The company also boosts employee retention by investing in good equipment. The business runs nine service vehicles, including Chevrolet Express and Ford Econoline cut-away cargo vans, Isuzu NPR box vans and Dodge Ram pickup trucks to pull heavy equipment. Some of the vehicles feature box bodies made by Knapheide Manufacturing Co. and Reading Truck.

The company also relies on RIDGID K-1500 and K-50 sectional drain machines, K-400 drum cable machines and Milwaukee Tool sink machines; RIDGID standard SeeSnake pipeline-inspection cameras and a microReel camera; Milwaukee Tool M-Spector push cameras; and a trailer-mounted water jetter from General Pipe Cleaners (a division of General Wire Spring Co.). Technicians use power tools from RIDGID and Milwaukee Tool and RIDGID hand tools.
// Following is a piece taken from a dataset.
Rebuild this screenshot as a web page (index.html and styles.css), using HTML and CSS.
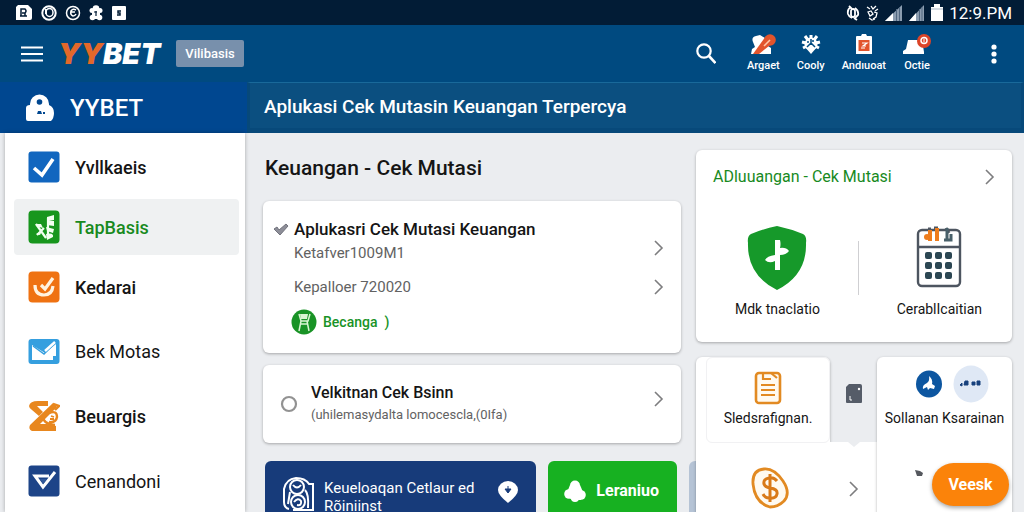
FILE: index.html
```html
<!DOCTYPE html>
<html lang="id">
<head>
  <meta charset="UTF-8" />
  <meta name="viewport" content="width=device-width, initial-scale=1" />
  <title>YYBET</title>
  <link rel="stylesheet" href="styles.css">
</head>
<body>

<div class="statusbar">
  <div class="status-left">
    <svg width="18" height="16" viewBox="0 0 18 16"><path d="M3 0h10l4 4v9a2 2 0 0 1-2 2H1V2z" fill="#fff"/><path d="M6 11V4h4q2 2 0 4H7M10 8v3H5M10 11h2" fill="none" stroke="#031c36" stroke-width="1.5"/></svg>
    <svg width="16" height="16" viewBox="0 0 16 16"><circle cx="8" cy="8" r="6.7" fill="none" stroke="#fff" stroke-width="2"/><ellipse cx="8.500" cy="7.500" rx="3.500" ry="4" fill="none" stroke="#fff" stroke-width="1.500"/><path d="M5 4v5" stroke="#fff" stroke-width="2"/></svg>
    <svg width="16" height="16" viewBox="0 0 16 16"><circle cx="8" cy="8" r="6.500" fill="none" stroke="#fff" stroke-width="1.500"/><path d="M11 5Q8 3 6 6q-1 4 2 5 2 0 3-2M6 7h4" fill="none" stroke="#fff" stroke-width="1.600"/></svg>
    <svg width="14" height="16" viewBox="0 0 14 16"><g fill="#fff"><circle cx="7" cy="3.500" r="3.300"/><circle cx="3" cy="5.500" r="2.500"/><circle cx="11" cy="5.500" r="2.500"/><circle cx="3.500" cy="12.500" r="2.800"/><circle cx="10.500" cy="12.500" r="2.800"/><rect x="3" y="4" width="8" height="10"/></g><path d="M5 7h3M7 6v5" stroke="#031c36" stroke-width="1.200"/></svg>
    <svg width="16" height="16" viewBox="0 0 16 16"><rect x="1" y="1" width="14" height="14" rx="1" fill="#fff"/><path d="M10 6H7v2h2v2H6" fill="none" stroke="#031c36" stroke-width="1.500"/></svg>
  </div>
  <div class="status-right">
    <svg width="14" height="18" viewBox="0 0 14 18"><g fill="none" stroke="#fff" stroke-width="1.800"><path d="M5 3Q1 5 2 10q1 3 4 4M3 2l3 3M9 4q4 3 3 7l-3 3"/><rect x="5" y="5" width="4" height="8" rx="2"/><path d="M8 14l3 2"/></g></svg>
    <svg width="13" height="18" viewBox="0 0 13 18"><g fill="none" stroke="#fff" stroke-width="1.300"><path d="M1 3l3 2M5 2l2 3 3-3M12 5L9 7M2 8l3-1 2 3-3 2zM8 8l3 1-1 4-3 2M3 14l3 2 3-1" /></g></svg>
    <svg width="18" height="18" viewBox="0 0 18 18"><path d="M17 1v16H0z" fill="#8b9caf"/><path d="M8 9v8H0z" fill="#fff"/><path d="M11.500 5v12M14.500 3v14" stroke="#50667f"/></svg>
    <svg width="16" height="18" viewBox="0 0 16 18"><path d="M15 1v16H0z" fill="#8b9caf"/><path d="M7 9v8H0z" fill="#fff"/><path d="M10.500 5v12M13 3v14" stroke="#50667f"/></svg>
    <svg width="12" height="18" viewBox="0 0 12 18"><path d="M3 0h6v3h3v14H0V3h3z" fill="#fff"/><path d="M0 5h12" stroke="#a9b5c3"/></svg>
    <span>12:9.PM</span>
  </div>
</div>

<header class="topbar">
  <button class="icon-btn" aria-label="Menu">
    <svg width="22" height="16" viewBox="0 0 22 16"><path d="M0 1.500h22M0 8h22M0 14.500h22" stroke="#fff" stroke-width="2.200"/></svg>
  </button>
  <a href="#" class="logo"><span>YY</span>BET</a>
  <button class="chip">Vilibasis</button>
  <div class="tools">
    <button class="icon-btn search" aria-label="Cari">
      <svg width="20" height="21" viewBox="0 0 20 21"><circle cx="8" cy="8" r="6.700" fill="none" stroke="#fff" stroke-width="2.200"/><path d="M12.500 12.500l7 7.500" stroke="#fff" stroke-width="2.600"/></svg>
    </button>
    <button class="tool">
      <svg width="28" height="22" viewBox="0 0 28 22"><path d="M4 8Q2 3 7 2l4-1 5 3v6l6 4v6H2l1-5 3-2z" fill="#fff"/><circle cx="21" cy="6" r="5.800" fill="#e2542c"/><path d="M4 20L17 2l8 6-15 12z" fill="#e2542c"/><path d="M15 12l6-6" stroke="#ffc8a8" stroke-width="1.600"/></svg>
      Argaet
    </button>
    <button class="tool">
      <svg width="20" height="22" viewBox="0 0 20 22"><circle cx="10" cy="10" r="6.500" fill="#fff"/><path d="M4 13l6 7 6-7z" fill="#fff"/><g stroke="#fff" stroke-width="3"><path d="M10 1v4M1 8l4 1M19 8l-4 1M4 2l3 4M16 2l-3 4M2 14l4-2M18 14l-4-2"/></g><path d="M10 5v4l-4 4M10 9l4 4M6 8h2M12 6v2" fill="none" stroke="#004a80" stroke-width="1.500"/></svg>
      Cooly
    </button>
    <button class="tool">
      <svg width="18" height="22" viewBox="0 0 18 22"><path d="M2 2h4l1-2h4l1 2h4q1 0 1 1v17H1V3q0-1 1-1z" fill="#fff"/><rect x="3.500" y="6" width="11" height="11" fill="#e2542c"/><path d="M7 9h5l-4 3h3M6 14h4" fill="none" stroke="#fff" stroke-width="1.200"/></svg>
      Andıuoat
    </button>
    <button class="tool">
      <svg width="28" height="22" viewBox="0 0 28 22"><path d="M5 6h14l2 12v2H0v-3l3-2z" fill="#fff"/><circle cx="21" cy="7" r="7" fill="#dc4428"/><circle cx="21" cy="6.500" r="3" fill="none" stroke="#fff" stroke-width="1.500"/><path d="M21 4.500v4" stroke="#fff"/></svg>
      Octie
    </button>
    <button class="icon-btn more" aria-label="Lainnya">
      <svg width="6" height="20" viewBox="0 0 6 20"><g fill="#fff"><circle cx="3" cy="3" r="2.600"/><circle cx="3" cy="10" r="2.600"/><circle cx="3" cy="17" r="2.600"/></g></svg>
    </button>
  </div>
</header>

<div class="subbar">
  <div class="account">
    <svg width="28" height="28" viewBox="0 0 28 28"><path d="M4 11v-1a9.500 9.500 0 0 1 19 0v1q5 2 5 8 0 5-3 8H2q-2 0-2-2V14q0-3 4-3z" fill="#fff"/><circle cx="13.500" cy="8" r="2.800" fill="#004790"/><path d="M12 17h3l1 3h-5zM17 18h2v2h-2z" fill="#004790"/></svg>
    YYBET
  </div>
  <h1 class="page-title">Aplukasi Cek Mutasin Keuangan Terpercya</h1>
</div>

<div class="layout">
  <nav class="sidebar">
    <div class="menu-group">
      <a href="#">
        <svg width="32" height="32" viewBox="0 0 32 32"><rect x=".5" y=".5" width="31" height="31" rx="3" fill="#1166bf"/><path d="M6 17l8 7L25 8" fill="none" stroke="#fff" stroke-width="3.600"/></svg>
        Yvllkaeis
      </a>
      <a href="#" class="active">
        <svg width="32" height="34" viewBox="0 0 32 34"><rect x=".5" y=".5" width="31" height="33" rx="4" fill="#17961d"/><path d="M19 7l7-2v5l-5 1h5v5l-7-1v-8zM18 17l8 2-1 4-6-2zM18 24q8-2 7 3l-6 3zM7 14h6l2 4-4-1zM8 24l6-3-2 4z" fill="#f2fff0"/><path d="M8 14l10 14M16 18l-7 7M20 8v20" stroke="#f2fff0" stroke-width="2.200"/></svg>
        TapBasis
      </a>
      <a href="#">
        <svg width="32" height="32" viewBox="0 0 32 32"><rect x=".5" y=".5" width="31" height="31" rx="4" fill="#ef7212"/><path d="M7 14q0 10 9 10 8 0 9-9M13 14l4 4 8-11" fill="none" stroke="#fff3e0" stroke-width="3.200"/></svg>
        Kedarai
      </a>
    </div>
    <div class="menu-group spaced">
      <a href="#" class="light">
        <svg width="32" height="32" viewBox="0 0 32 32"><rect x=".5" y="4" width="31" height="25" rx="3" fill="#359fdf"/><path d="M4 10l13 8L28 9v12h-3v4H4z" fill="#fff"/><path d="M5 11l11 8L28 7" fill="none" stroke="#359fdf" stroke-width="1.500"/><path d="M17 16l10-9" stroke="#fff" stroke-width="2.500"/></svg>
        Bek Motas
      </a>
      <a href="#">
        <svg width="32" height="32" viewBox="0 0 32 32"><path d="M1 6q1-5 9-5h10v5H9l6 6-4 4-7-6q-3-2-3-4z" fill="#e8871e"/><path d="M2 25L25 3l4 4-17 17h7l9 2v5H4q-4-2-2-6z" fill="#e8871e"/><path d="M25 4l6 2-4 4M21 13q8-3 8 4-1 6-8 5M15 19q4 6 12 6" fill="none" stroke="#e8871e" stroke-width="2.400"/><path d="M23 16l3 1M22 19h4" fill="none" stroke="#e8871e" stroke-width="1.800"/></svg>
        Beuargis
      </a>
      <a href="#" class="light">
        <svg width="32" height="32" viewBox="0 0 32 32"><rect x=".5" y=".5" width="31" height="31" rx="3" fill="#1d4488"/><path d="M21 11H7l8 11L27 7" fill="none" stroke="#fff" stroke-width="3"/><path d="M12 14h7l-4 5z" fill="#31599a"/></svg>
        Cenandoni
      </a>
    </div>
  </nav>

  <main class="content">
    <section class="feed">
      <h2>Keuangan - Cek Mutasi</h2>

      <div class="card balance">
        <a href="#" class="row">
          <svg class="lead" width="16" height="14" viewBox="0 0 16 14"><path d="M1 7l3-2 2 3 7-6 2 2-8 9z" fill="#8d8e98" stroke="#72737d"/></svg>
          <span class="text"><b>Aplukasri Cek Mutasi Keuangan</b><small>Ketafver1009M1</small></span>
          <svg class="chevron low" width="10" height="16" viewBox="0 0 10 16"><path d="M1 1l7 7-7 7" fill="none" stroke="#7d7d7f" stroke-width="1.600"/></svg>
        </a>
        <a href="#" class="row second">
          <span class="text"><small>Kepalloer 720020</small></span>
          <svg class="chevron" width="10" height="16" viewBox="0 0 10 16"><path d="M1 1l7 7-7 7" fill="none" stroke="#7d7d7f" stroke-width="1.600"/></svg>
        </a>
        <a href="#" class="row tag">
          <svg width="26" height="26" viewBox="0 0 26 26"><circle cx="13" cy="13" r="12.500" fill="#199326"/><path d="M8 5l2 7h7l2-7M8 22l2-10M18 22l-2-10M9 15h8" fill="none" stroke="#d9f5d2" stroke-width="1.500"/><path d="M9 5h8l-1 5h-6z" fill="#d9f5d2"/></svg>
          Becanga &nbsp;)
        </a>
      </div>

      <div class="card">
        <a href="#" class="row option">
          <svg width="18" height="18" viewBox="0 0 18 18"><circle cx="9" cy="9" r="7" fill="none" stroke="#929292" stroke-width="2.200"/></svg>
          <span class="text"><b>Velkitnan Cek Bsinn</b><small>(uhilemasydalta lomocescla,(0Ifa)</small></span>
          <svg class="chevron" width="10" height="16" viewBox="0 0 10 16"><path d="M1 1l7 7-7 7" fill="none" stroke="#7d7d7f" stroke-width="1.600"/></svg>
        </a>
      </div>

      <div class="actions">
        <button class="action blue">
          <svg width="32" height="36" viewBox="0 0 32 36"><g fill="none" stroke="#fff" stroke-width="2"><path d="M6 32Q1 31 1 25V12Q3 2 13 1q9 0 13 6h4v26H10"/><circle cx="14" cy="10" r="7"/><path d="M10 8q4 5 8 0M7 15l-2 12M22 13q4 4 3 18"/><circle cx="15" cy="25" r="7"/><path d="M11 25q4-5 7-1 1 5-4 4"/></g></svg>
          <span>Keueloaqan Cetlaur ed<br>Rõiniinst</span>
          <svg class="pin" width="20" height="22" viewBox="0 0 20 22"><path d="M10 22Q0 14 0 9a10 9 0 0 1 20 0q0 5-10 13z" fill="#fff"/><path d="M10 5v6M7 8l3 4 3-4z" fill="#173b7a" stroke="#173b7a"/></svg>
        </button>
        <button class="action green">
          <svg width="22" height="22" viewBox="0 0 22 22"><g fill="#fff"><circle cx="11" cy="5.500" r="5"/><circle cx="5" cy="14" r="4.800"/><circle cx="17" cy="15" r="4.800"/><path d="M6 5h10l3 7-2 8H8l-6-5z"/><circle cx="11" cy="18" r="4"/></g></svg>
          Leraniuo
        </button>
        <span class="action peek"></span>
      </div>
    </section>

    <aside class="side">
      <div class="card summary">
        <a href="#" class="summary-head">ADluuangan - Cek Mutasi
          <svg class="chevron" width="10" height="16" viewBox="0 0 10 16"><path d="M1 1l7 7-7 7" fill="none" stroke="#7d7d7f" stroke-width="1.600"/></svg>
        </a>
        <div class="shortcuts">
          <a href="#">
            <svg width="60" height="64" viewBox="0 0 60 64"><path d="M30 0q14 3 26 8 4 2 3 9 1 32-29 47Q0 49 1 17 0 10 4 8q12-5 26-8z" fill="#16992a"/><path d="M28 14h5q1 4 0 8 6-1 9 3-3 4-9 4v15h-5v-9q-6 3-10-1 2-4 10-5z" fill="#fff"/></svg>
            Mdk tnaclatio
          </a>
          <span class="divider"></span>
          <a href="#">
            <svg width="46" height="64" viewBox="0 0 46 64"><rect x="2" y="4" width="42" height="56" rx="4" fill="#fff" stroke="#4d5560" stroke-width="2.400"/><path d="M2 21h42" stroke="#4d5560" stroke-width="2.400"/><path d="M12 3h3M18 2h4M30 2l3 5" stroke="#4d5560" stroke-width="3"/><path d="M14 4v11M21 2v13" stroke="#ee7d1d" stroke-width="4"/><circle cx="11" cy="11" r="3" fill="#ee7d1d"/><path d="M31 2v13M28 14h7V8" fill="none" stroke="#48606a" stroke-width="3"/><g fill="#2b4652"><rect x="9" y="26" width="7" height="7" rx="2"/><rect x="19" y="26" width="7" height="7" rx="2"/><rect x="29" y="26" width="7" height="7" rx="2"/><rect x="9" y="36" width="7" height="7" rx="2"/><rect x="19" y="36" width="7" height="7" rx="2"/><rect x="29" y="36" width="7" height="7" rx="2"/><rect x="9" y="46" width="7" height="7" rx="2"/><rect x="19" y="46" width="7" height="7" rx="2"/><rect x="29" y="46" width="7" height="7" rx="2"/></g></svg>
            CerablIcaitian
          </a>
        </div>
      </div>

      <div class="tiles">
        <div class="card tile">
          <a href="#" class="inner">
            <svg width="28" height="34" viewBox="0 0 28 34"><rect x="2" y="2" width="24" height="30" rx="3" fill="#fffaf0" stroke="#e28a22" stroke-width="2.600"/><path d="M9 3v5h8M17 2l6 5M7 14h14M7 19h14M7 24h14" fill="none" stroke="#e28a22" stroke-width="2.200"/></svg>
            Sledsrafignan.
          </a>
          <a href="#" class="coin">
            <svg width="40" height="42" viewBox="0 0 40 42"><path d="M3 17Q2 3 14 2q10-1 19 12 8 12 1 20-6 6-14 6Q5 36 3 17z" fill="#fffaf0" stroke="#e28a22" stroke-width="2.800"/><path d="M27 14q-3-4-8-3-6 1-5 6 1 3 6 4 8 1 7 6-1 5-8 4-4 0-6-4M20 7v28" fill="none" stroke="#d97a18" stroke-width="3"/></svg>
          </a>
        </div>
        <div class="middle">
          <svg width="16" height="20" viewBox="0 0 16 20"><path d="M3 0h11q2 0 2 2v16q0 1-1 1H1q-1 0-1-1V3z" fill="#555c68"/><path d="M4 12v4h2" stroke="#fff" fill="none"/><circle cx="13" cy="5" r="1.200" fill="#fff"/></svg>
          <a href="#" class="next" aria-label="Berikutnya">
            <svg width="12" height="5" viewBox="0 0 12 5"><path d="M0 0h12L6 5z" fill="#ebedf0"/></svg>
            <svg width="10" height="16" viewBox="0 0 10 16"><path d="M1 1l7 7-7 7" fill="none" stroke="#7d7d7f" stroke-width="1.600"/></svg>
          </a>
        </div>
        <div class="card tile contact">
          <div class="avatars">
            <svg width="26" height="28" viewBox="0 0 26 28"><ellipse cx="13" cy="14" rx="13" ry="13.500" fill="#0d56a0"/><path d="M13 6q4 3 3 8l3 2-1 3-4-1-2 2-1-3-4 2q-1-4 4-6 3-2 2-7z" fill="#fff"/></svg>
            <svg width="36" height="38" viewBox="0 0 36 38"><ellipse cx="18" cy="19" rx="17.500" ry="18.500" fill="#dfe8f5"/><path d="M7 20l2-2v3zM12 16h3v4h-4zM19 17h3v3h-3zM24 16h3v4h-3z" fill="#17407d" stroke="#17407d"/></svg>
          </div>
          Sollanan Ksarainan
          <svg class="speck" width="8" height="6" viewBox="0 0 8 6"><path d="M0 0l5 1 3 2-1 3H2z" fill="#55585e"/></svg>
        </div>
      </div>
    </aside>
  </main>
</div>

<button class="fab">Veesk</button>

</body>
</html>
```
FILE: styles.css
```css
* {
  box-sizing: border-box;
}
body {
  margin: 0;
  height: 100vh;
  display: flex;
  flex-direction: column;
  overflow: hidden;
  background: #ebedf0;
  color: #151515;
  font-family: Roboto, sans-serif;
  font-size: 16px;
}
a {
  color: inherit;
  text-decoration: none;
}
button {
  border: none;
  padding: 0;
  background: none;
  color: inherit;
  font: inherit;
  cursor: pointer;
}
svg {
  display: block;
  flex: none;
}

/* status bar */
.statusbar {
  flex: none;
  display: flex;
  justify-content: space-between;
  height: 25px;
  padding: 0 12px 0 15px;
  background: #021c36;
  color: #fff;
  font-size: 17px;
}
.status-left, .status-right {
  display: flex;
  align-items: center;
  gap: 8px;
}
.status-right {
  gap: 6px;
}

/* top bar */
.topbar {
  flex: none;
  display: flex;
  align-items: center;
  height: 57px;
  padding: 0 27px 0 21px;
  background: #004a80;
  color: #fff;
}
.logo {
  margin-left: 15px;
  font-family: Inter, sans-serif;
  font-size: 29px;
  font-weight: 900;
  font-style: italic;
}
.logo span {
  color: #e2682a;
}
.chip {
  height: 27px;
  margin-left: 16px;
  padding: 0 9px;
  border-radius: 2px;
  background: #7890ac;
  font-size: 13px;
  font-weight: 500;
}
.tools {
  display: flex;
  align-items: center;
  gap: 17px;
  margin-left: auto;
}
.tool {
  display: flex;
  flex-direction: column;
  align-items: center;
  gap: 2px;
  font-size: 11px;
  font-weight: 500;
  line-height: 16px;
}
.search {
  margin-right: 14px;
}
.more {
  margin-left: 43px;
}

.subbar {
  flex: none;
  display: flex;
  height: 51px;
  background: #004790;
  color: #fff;
}
.account {
  display: flex;
  align-items: center;
  gap: 16px;
  width: 247px;
  padding-left: 26px;
  font-size: 24px;
  font-weight: 500;
}
.page-title {
  flex: 1;
  margin: 0;
  padding-left: 14px;
  border: 3px solid #07497a;
  border-top: 1px solid #19699a;
  border-bottom-width: 5px;
  background: #0b4f80;
  font-size: 19px;
  font-weight: 500;
  line-height: 48px;
}

.layout {
  flex: 1;
  display: flex;
  min-height: 0;
}

/* sidebar */
.sidebar {
  flex: none;
  width: 240px;
  margin-left: 5px;
  padding: 4px 6px 0 9px;
  background: #fff;
  box-shadow: 0 0 4px rgba(0,0,0,0.3);
}
.menu-group a {
  display: flex;
  align-items: center;
  gap: 15px;
  height: 56px;
  margin: 2px 0 4px;
  padding-left: 14px;
  border-radius: 4px;
  font-size: 18px;
  font-weight: 500;
}
.menu-group.spaced a {
  margin: 8px 0 9px;
}
.menu-group .active {
  background: #eff1f2;
  color: #188a1e;
}
.menu-group .light {
  font-weight: 400;
}

/* content */
.content {
  flex: 1;
  display: grid;
  grid-template-columns: minmax(0, 418fr) minmax(0, 316fr);
  gap: 15px;
  padding: 17px 12px 0 18px;
  overflow: hidden;
}
.card {
  border-radius: 6px;
  background: #fff;
  box-shadow: 0 1px 3px rgba(0,0,0,0.3);
}
h2 {
  margin: 0 0 15px 2px;
  font-size: 21px;
  font-weight: 500;
  line-height: 36px;
}
.chevron {
  margin-left: auto;
}
.low {
  margin-top: 14px;
}
.row {
  display: flex;
  align-items: center;
  padding-right: 17px;
}
.text b, .text small {
  display: block;
  font-weight: 500;
  line-height: 24px;
}
.text b {
  font-size: 17px;
}
.text small {
  color: #626262;
  font-size: 15px;
  font-weight: 400;
}
.balance {
  height: 152px;
  margin-bottom: 12px;
  padding: 16px 0 0 10px;
}
.balance .text {
  margin-left: 5px;
}
.lead {
  align-self: flex-start;
  margin-top: 5px;
}
.balance .second {
  height: 24px;
  margin: 10px 0;
  padding-left: 16px;
}
.tag {
  gap: 6px;
  padding-left: 18px;
  color: #199326;
  font-size: 14px;
  font-weight: 500;
}
.option {
  height: 78px;
  padding-left: 17px;
}
.option .text {
  margin-left: 13px;
}
.option .text b, .option .text small {
  line-height: 22px;
}
.option .text b {
  font-size: 16px;
}
.option .text small {
  font-size: 13px;
}
.option .chevron {
  margin-bottom: 10px;
}

.actions {
  display: grid;
  grid-template-columns: minmax(0, 272fr) minmax(0, 129fr) minmax(0, 7fr);
  gap: 12px;
  margin: 18px -15px 0 2px;
}
.action {
  display: flex;
  height: 70px;
  border-radius: 6px;
  color: #fff;
  font-size: 15px;
  text-align: left;
  white-space: nowrap;
}
.blue {
  gap: 9px;
  padding: 16px 18px;
  background: #173b7a;
  line-height: 18px;
}
.blue span {
  padding-top: 2px;
}
.pin {
  margin: 4px 0 0 auto;
}
.green {
  gap: 10px;
  padding: 19px 16px;
  background: #17b121;
  font-size: 16px;
  font-weight: 700;
  line-height: 22px;
}
.peek {
  border-radius: 6px 0 0 0;
  background: #b5c3d5;
}

/* right column */
.side {
  position: relative;
}
.summary {
  height: 192px;
  padding: 16px 17px 0;
}
.summary-head {
  display: flex;
  align-items: center;
  color: #188a1e;
  font-size: 16px;
  line-height: 22px;
}
.shortcuts {
  display: flex;
  justify-content: space-between;
  margin-top: 38px;
  padding: 0 13px 0 22px;
}
.shortcuts a {
  display: flex;
  flex-direction: column;
  align-items: center;
  gap: 8px;
  font-size: 14px;
  line-height: 22px;
}
.divider {
  width: 1px;
  height: 54px;
  margin-top: 15px;
  background: #cfcfd2;
}
.tiles {
  display: grid;
  grid-template-columns: 134fr 47fr 135fr;
  height: 190px;
  margin-top: 15px;
}
.tile {
  font-size: 14px;
}
.inner {
  display: flex;
  flex-direction: column;
  align-items: center;
  gap: 5px;
  height: 86px;
  margin-left: 10px;
  padding-top: 13px;
  border: 1px solid #f1f1f3;
  border-radius: 6px;
}
.coin {
  display: flex;
  justify-content: center;
  margin: 24px 0 0 14px;
}
.middle {
  display: flex;
  flex-direction: column;
  align-items: center;
  padding-top: 27px;
}
.next {
  align-self: stretch;
  display: flex;
  flex: 1;
  flex-direction: column;
  align-items: center;
  gap: 34px;
  margin-top: 38px;
  background: #fff;
}
.contact {
  display: flex;
  flex-direction: column;
  align-items: center;
  padding-top: 8px;
  white-space: nowrap;
}
.avatars {
  display: flex;
  align-items: center;
  gap: 11px;
  margin: 0 0 7px 16px;
}
.speck {
  margin: 44px 52px 0 0;
}

/* floating button over the cards */
.fab {
  position: absolute;
  right: 15px;
  bottom: 6px;
  width: 77px;
  height: 43px;
  border-radius: 22px;
  background: #fb830a;
  box-shadow: 0 2px 4px rgba(0,0,0,0.35);
  color: #fff;
  font-size: 16px;
  font-weight: 700;
}
```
A Kubota excavator and a Ditch Witch trenching machine with a boring attachment and a blade attachment round out the equipment fleet.

TAPPING ON THE BRAKES

While her father always had the business in full-bore growth mode, Goodson says she’s content where the company is at the moment. Her plan is to focus more on her employees and ensure they keep honing their skills and become the best plumbers they can be, she says.

“Then when it’s time to grow, people will be ready to step up into leadership roles,” Goodson says.

The entrepreneur also doesn’t rule out eventually expanding the company’s service area. But in the meantime, the current business base was solidified when a regional utility selected the company as a preferred plumber for working on natural gas lines. Furthermore, the company has developed a close working relationship with a local municipality, she notes.

“After my dad was gone, I used to worry a lot that we’d lose business because people wouldn’t have the same confidence in me that they had in him,” Godson says. “But I’ve picked up some major customers. … I feel like he’s up there pulling strings.

“I can’t wait to talk to him about all of it someday.”